Yeah, that was super fun. I'd love to do more of that. I did some last year, but unfortunately there are fewer jobs than there used to be, because people can't afford it. There are lots of really fantastic guys out there, players who will arrange it on the spot in the studio, or record the parts at home. I've used those people, and they do a great job. But there's a certain feeling that comes from doing it the old-fashioned way. I write out all my parts completely by hand as well. I don't use [Avid] Sibelius [notation software]. I'm convinced that it has some sort of tangible effect down the line, if only to the way that I compose. I prefer composing those arrangements with a pencil than on a keyboard or the computer. It's not a very practical use of time, especially when I have to copy all the parts.
Have you learned a lot watching other producers work?
I find that I have a lot of reference points when I'm in a difficult situation. Most of the time you breeze through, do your job, and things go smoothly.
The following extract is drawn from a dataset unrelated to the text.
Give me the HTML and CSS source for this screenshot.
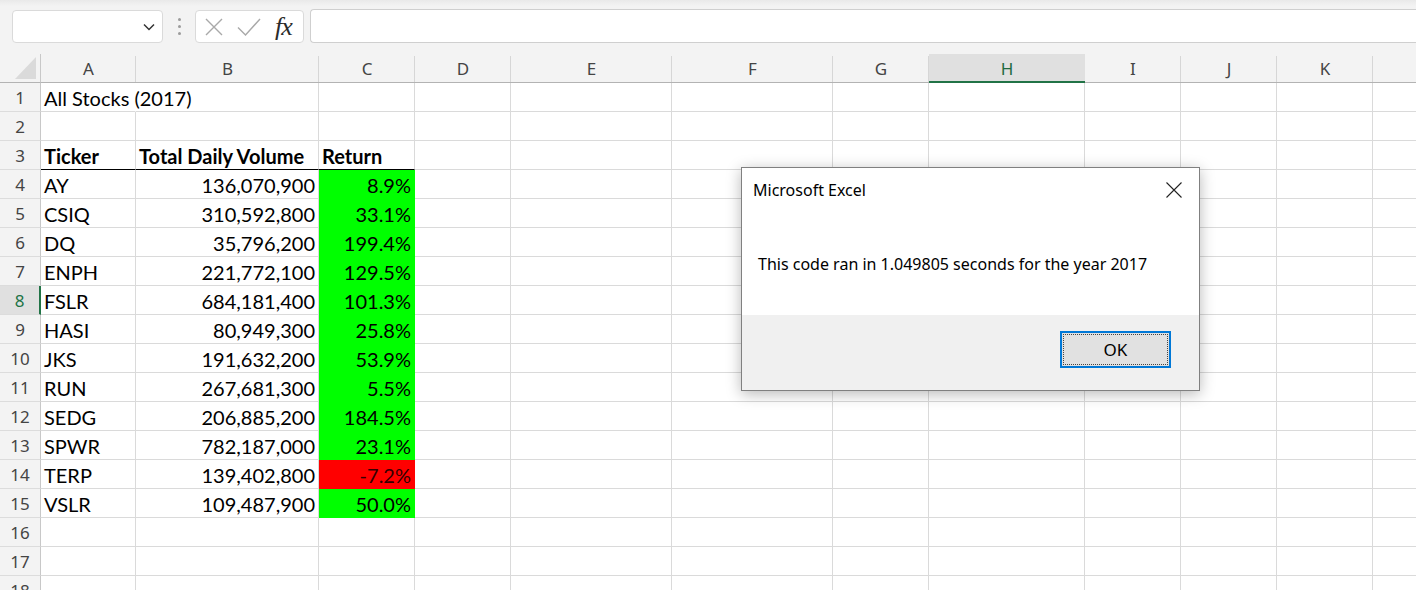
FILE: index.html
```html
<!DOCTYPE html>
<html>
<head>
<meta charset="utf-8">
<title>Excel</title>
<link rel="stylesheet" href="styles.css">
</head>
<body>
<div class="fbar">
  <div class="namebox">
    <svg width="12" height="8" viewBox="0 0 12 8"><polyline points="1,1.5 6,6.5 11,1.5" fill="none" stroke="#333" stroke-width="1.5"/></svg>
  </div>
  <div class="dots"><i></i><i></i><i></i></div>
  <div class="fxbox">
    <svg width="18" height="18" viewBox="0 0 18 18"><path d="M1 1 L17 17 M17 1 L1 17" stroke="#a9a9a9" stroke-width="1.4" fill="none"/></svg>
    <svg width="24" height="18" viewBox="0 0 24 18"><polyline points="1,9.5 8.5,17 23,1" stroke="#a9a9a9" stroke-width="1.4" fill="none"/></svg>
    <span class="fx">fx</span>
  </div>
  <div class="finput"></div>
</div>

<div class="sheet">
  <div class="corner"><svg width="21" height="22" viewBox="0 0 21 22"><polygon points="0,22 21,22 21,0" fill="#dadada"/></svg></div>
  <div class="ch">A</div><div class="ch">B</div><div class="ch">C</div><div class="ch">D</div><div class="ch">E</div><div class="ch">F</div><div class="ch">G</div><div class="ch sel">H</div><div class="ch">I</div><div class="ch">J</div><div class="ch">K</div><div class="ch"></div>

  <div class="rh">1</div><div class="ov">All Stocks (2017)</div><div></div><div></div><div></div><div></div><div></div><div></div><div></div><div></div><div></div><div></div><div></div>
  <div class="rh">2</div><div></div><div></div><div></div><div></div><div></div><div></div><div></div><div></div><div></div><div></div><div></div><div></div>
  <div class="rh">3</div><div class="hd">Ticker</div><div class="hd">Total Daily Volume</div><div class="hd">Return</div><div></div><div></div><div></div><div></div><div></div><div></div><div></div><div></div><div></div>
  <div class="rh">4</div><div>AY</div><div class="n">136,070,900</div><div class="n g">8.9%</div><div></div><div></div><div></div><div></div><div></div><div></div><div></div><div></div><div></div>
  <div class="rh">5</div><div>CSIQ</div><div class="n">310,592,800</div><div class="n g">33.1%</div><div></div><div></div><div></div><div></div><div></div><div></div><div></div><div></div><div></div>
  <div class="rh">6</div><div>DQ</div><div class="n">35,796,200</div><div class="n g">199.4%</div><div></div><div></div><div></div><div></div><div></div><div></div><div></div><div></div><div></div>
  <div class="rh">7</div><div>ENPH</div><div class="n">221,772,100</div><div class="n g">129.5%</div><div></div><div></div><div></div><div></div><div></div><div></div><div></div><div></div><div></div>
  <div class="rh rsel">8</div><div>FSLR</div><div class="n">684,181,400</div><div class="n g">101.3%</div><div></div><div></div><div></div><div></div><div></div><div></div><div></div><div></div><div></div>
  <div class="rh">9</div><div>HASI</div><div class="n">80,949,300</div><div class="n g">25.8%</div><div></div><div></div><div></div><div></div><div></div><div></div><div></div><div></div><div></div>
  <div class="rh">10</div><div>JKS</div><div class="n">191,632,200</div><div class="n g">53.9%</div><div></div><div></div><div></div><div></div><div></div><div></div><div></div><div></div><div></div>
  <div class="rh">11</div><div>RUN</div><div class="n">267,681,300</div><div class="n g">5.5%</div><div></div><div></div><div></div><div></div><div></div><div></div><div></div><div></div><div></div>
  <div class="rh">12</div><div>SEDG</div><div class="n">206,885,200</div><div class="n g">184.5%</div><div></div><div></div><div></div><div></div><div></div><div></div><div></div><div></div><div></div>
  <div class="rh">13</div><div>SPWR</div><div class="n">782,187,000</div><div class="n g">23.1%</div><div></div><div></div><div></div><div></div><div></div><div></div><div></div><div></div><div></div>
  <div class="rh">14</div><div>TERP</div><div class="n">139,402,800</div><div class="n r">-7.2%</div><div></div><div></div><div></div><div></div><div></div><div></div><div></div><div></div><div></div>
  <div class="rh">15</div><div>VSLR</div><div class="n">109,487,900</div><div class="n g">50.0%</div><div></div><div></div><div></div><div></div><div></div><div></div><div></div><div></div><div></div>
  <div class="rh">16</div><div></div><div></div><div></div><div></div><div></div><div></div><div></div><div></div><div></div><div></div><div></div><div></div>
  <div class="rh">17</div><div></div><div></div><div></div><div></div><div></div><div></div><div></div><div></div><div></div><div></div><div></div><div></div>
  <div class="rh">18</div><div></div><div></div><div></div><div></div><div></div><div></div><div></div><div></div><div></div><div></div><div></div><div></div>
</div>

<div class="dialog">
  <div class="dlg-main">
    <div class="dlg-title">
      <span>Microsoft Excel</span>
      <svg width="16" height="16" viewBox="0 0 16 16"><path d="M0.5 0.5 L15.5 15.5 M15.5 0.5 L0.5 15.5" stroke="#222" stroke-width="1.1" fill="none"/></svg>
    </div>
    <div class="dlg-msg">This code ran in 1.049805 seconds for the year 2017</div>
  </div>
  <div class="dlg-foot">
    <div class="ok">OK</div>
  </div>
</div>
</body>
</html>
```

FILE: styles.css
```css
* { box-sizing: border-box; }

body {
  margin: 0;
  width: 1416px;
  height: 590px;
  overflow: hidden;
  position: relative;
  background: linear-gradient(#e9e9e9, #f3f3f3 6px) #f3f3f3;
  font-family: "Noto Sans", "Open Sans", sans-serif;
}

/* formula bar */
.fbar {
  display: flex;
  height: 43px;
  padding: 9px 0 0 12px;
}
.namebox {
  width: 151px;
  margin-top: 1px;
  background: #fff;
  border: 1px solid #dadada;
  border-radius: 4px;
  display: flex;
  align-items: center;
  justify-content: flex-end;
  padding-right: 7px;
}
.dots {
  width: 32px;
  display: flex;
  flex-direction: column;
  align-items: center;
  justify-content: center;
  gap: 4px;
}
.dots i {
  width: 3px;
  height: 3px;
  border-radius: 50%;
  background: #9c9c9c;
}
.fxbox {
  width: 109px;
  margin-top: 1px;
  background: #fff;
  border: 1px solid #dadada;
  border-radius: 4px;
  display: flex;
  align-items: center;
  padding-left: 9px;
  gap: 14px;
}
.fx {
  font-family: "Liberation Serif", serif;
  font-style: italic;
  font-size: 26px;
  line-height: 30px;
  color: #2b2b2b;
  letter-spacing: -1px;
}
.finput {
  flex: 1;
  margin-left: 6px;
  background: #fff;
  border: 1px solid #cfcfcf;
  border-right: none;
  border-radius: 4px 0 0 4px;
}

/* sheet grid */
.sheet {
  margin-top: 11px;
  width: 1469px;
  display: grid;
  grid-template-columns: 41px 95px 183px 96px 96px 161px 161px 96px 156px 96px 96px 96px 96px;
  grid-auto-rows: 29px;
  background: #fff;
  font-family: "Lato", "Carlito", sans-serif;
  font-size: 20px;
  color: #000;
}
.sheet > div {
  border-right: 1px solid #dadada;
  border-bottom: 1px solid #dadada;
  padding: 0 3px 1px 3px;
  display: flex;
  align-items: flex-end;
  line-height: 24px;
  white-space: nowrap;
}
.sheet > .ov { overflow: visible; border-right-color: transparent; }
.sheet > .hd { font-weight: bold; border-bottom-color: #000; }
.sheet > .n { justify-content: flex-end; }
.sheet > .g { background: #00ff00; border-color: #00ff00; }
.sheet > .r { background: #ff0000; border-color: #ff0000; color: #300; }

.sheet > .corner {
  background: #f3f3f3;
  border-right: 1px solid #c8c8c8;
  border-bottom: 1px solid #b3b3b3;
  justify-content: flex-end;
  padding: 0 4px 3px 0;
}
.sheet > .ch {
  background: linear-gradient(#d6d6d6, #d6d6d6) right bottom / 1px 26px no-repeat, #f3f3f3;
  border-right: none;
  border-bottom: 1px solid #b3b3b3;
  justify-content: center;
  font-family: "Noto Sans", sans-serif;
  font-size: 17px;
  color: #444;
  padding: 0 0 1px;
}
.sheet > .ch.sel {
  background: #e0e0e0;
  border-bottom: 2px solid #217346;
  color: #1e6b41;
  padding-bottom: 0;
}
.sheet > .rh {
  background: #f3f3f3;
  border-right: 1px solid #c8c8c8;
  border-bottom: 1px solid #dcdcdc;
  justify-content: center;
  font-family: "Noto Sans", sans-serif;
  font-size: 17px;
  color: #444;
  padding: 0 0 1px;
}
.sheet > .rh.rsel {
  background: #e0e0e0;
  border-right: 2px solid #217346;
  color: #217346;
}

/* dialog */
.dialog {
  position: absolute;
  left: 741px;
  top: 167px;
  width: 459px;
  height: 224px;
  border: 1px solid #808080;
  background: #f0f0f0;
  box-shadow: 0 3px 14px rgba(0, 0, 0, 0.28);
  display: flex;
  flex-direction: column;
  font-family: "Noto Sans", sans-serif;
  color: #000;
}
.dlg-main {
  background: #fff;
  height: 147px;
}
.dlg-title {
  display: flex;
  justify-content: space-between;
  align-items: center;
  padding: 11px 17px 0 11px;
  font-size: 16px;
  line-height: 22px;
}
.dlg-msg {
  padding: 52px 0 0 16px;
  font-size: 16px;
  line-height: 22px;
}
.dlg-foot {
  flex: 1;
  display: flex;
  justify-content: flex-end;
  align-items: flex-start;
  padding: 16px 28px 0 0;
}
.ok {
  position: relative;
  width: 111px;
  height: 37px;
  border: 2px solid #0078d7;
  background: #e1e1e1;
  display: flex;
  align-items: center;
  justify-content: center;
  font-size: 17px;
}
.ok::after {
  content: "";
  position: absolute;
  inset: 1px;
  border: 1px dotted #444;
}
```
But when I hit a rough patch, I can draw on some other rough patch that I've seen someone else deal with. On the spectrum, I've realized that I do tend to be quite controlling. I think, because I'm a musician, I'll get involved and question people and their motivations; without being aggressive, of course! Particularly with bands. I don't like assumptions coming to the studio. If everybody's worked out what they're going to do before they do it, it's boring. Including me! I have to work out where the points of resistance are. But if a musician or singer starts insisting on something and I don't think it's right, I'll always give in, let them do it, and try to rebuild other things around it to allow it to happen. I don't want to end up with a record that sounds too much like me, or where everything's too tidied up. And I'm always curious to try things that don't seem like they'll work — 'cause half the time they do.
If the struggle is really difficult, there must be some reason. Maybe it shouldn't be done.
Yeah. It's about the force of the producer meeting with the force of the artist and the band. The shape of what's in the middle changes a bit.